### Recorded data:
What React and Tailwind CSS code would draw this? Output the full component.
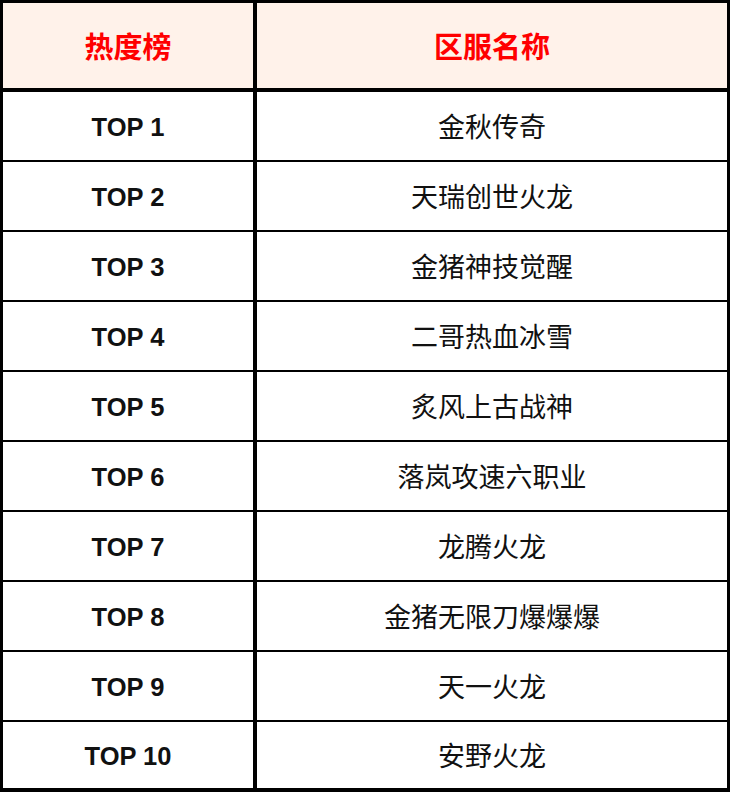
import React from "react";

const rows = [
  ["TOP 1", "金秋传奇"],
  ["TOP 2", "天瑞创世火龙"],
  ["TOP 3", "金猪神技觉醒"],
  ["TOP 4", "二哥热血冰雪"],
  ["TOP 5", "炙风上古战神"],
  ["TOP 6", "落岚攻速六职业"],
  ["TOP 7", "龙腾火龙"],
  ["TOP 8", "金猪无限刀爆爆爆"],
  ["TOP 9", "天一火龙"],
  ["TOP 10", "安野火龙"],
];

export default function App() {
  return (
    <div className="w-[730px] h-[792px] bg-white">
      <div className="w-[730px] h-[792px] border-t-[3px] border-x-[3px] border-b-[4px] border-black flex flex-col">
        <div className="flex h-[89px] border-b-[4px] border-black bg-[#fff2ea]">
          <div className="w-[250px] border-r-[4px] border-black box-content flex items-center justify-center text-[#ff0000] font-bold text-[29px] font-['Noto_Sans_CJK_SC',sans-serif] pt-[1px]">
            热度榜
          </div>
          <div className="flex-1 flex items-center justify-center text-[#ff0000] font-bold text-[29px] font-['Noto_Sans_CJK_SC',sans-serif] pt-[1px]">
            区服名称
          </div>
        </div>
        {rows.map(([a, b], i) => (
          <div
            key={a}
            className={
              i < rows.length - 1
                ? "flex h-[70px] border-b-[2px] border-black"
                : "flex h-[66px]"
            }
          >
            <div className="w-[250px] border-r-[4px] border-black box-content flex items-center justify-center pt-[2px] text-[25.5px] font-bold text-[#111] font-['Liberation_Sans',Arial,sans-serif]">
              {a}
            </div>
            <div className="flex-1 flex items-center justify-center text-[27px] text-[#111] font-['Noto_Sans_CJK_SC',sans-serif]">
              {b}
            </div>
          </div>
        ))}
      </div>
    </div>
  );
}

### Written exercise:
Copy out each line word for word, please, skipping the images.

### Exercise result:
What React and Tailwind CSS code would draw this? Output the full component.
import React from "react";

const rows = [
  ["TOP 1", "金秋传奇"],
  ["TOP 2", "天瑞创世火龙"],
  ["TOP 3", "金猪神技觉醒"],
  ["TOP 4", "二哥热血冰雪"],
  ["TOP 5", "炙风上古战神"],
  ["TOP 6", "落岚攻速六职业"],
  ["TOP 7", "龙腾火龙"],
  ["TOP 8", "金猪无限刀爆爆爆"],
  ["TOP 9", "天一火龙"],
  ["TOP 10", "安野火龙"],
];

export default function App() {
  return (
    <div className="w-[730px] h-[792px] bg-white">
      <div className="w-[730px] h-[792px] border-t-[3px] border-x-[3px] border-b-[4px] border-black flex flex-col">
        <div className="flex h-[89px] border-b-[4px] border-black bg-[#fff2ea]">
          <div className="w-[250px] border-r-[4px] border-black box-content flex items-center justify-center text-[#ff0000] font-bold text-[29px] font-['Noto_Sans_CJK_SC',sans-serif] pt-[1px]">
            热度榜
          </div>
          <div className="flex-1 flex items-center justify-center text-[#ff0000] font-bold text-[29px] font-['Noto_Sans_CJK_SC',sans-serif] pt-[1px]">
            区服名称
          </div>
        </div>
        {rows.map(([a, b], i) => (
          <div
            key={a}
            className={
              i < rows.length - 1
                ? "flex h-[70px] border-b-[2px] border-black"
                : "flex h-[66px]"
            }
          >
            <div className="w-[250px] border-r-[4px] border-black box-content flex items-center justify-center pt-[2px] text-[25.5px] font-bold text-[#111] font-['Liberation_Sans',Arial,sans-serif]">
              {a}
            </div>
            <div className="flex-1 flex items-center justify-center text-[27px] text-[#111] font-['Noto_Sans_CJK_SC',sans-serif]">
              {b}
            </div>
          </div>
        ))}
      </div>
    </div>
  );
}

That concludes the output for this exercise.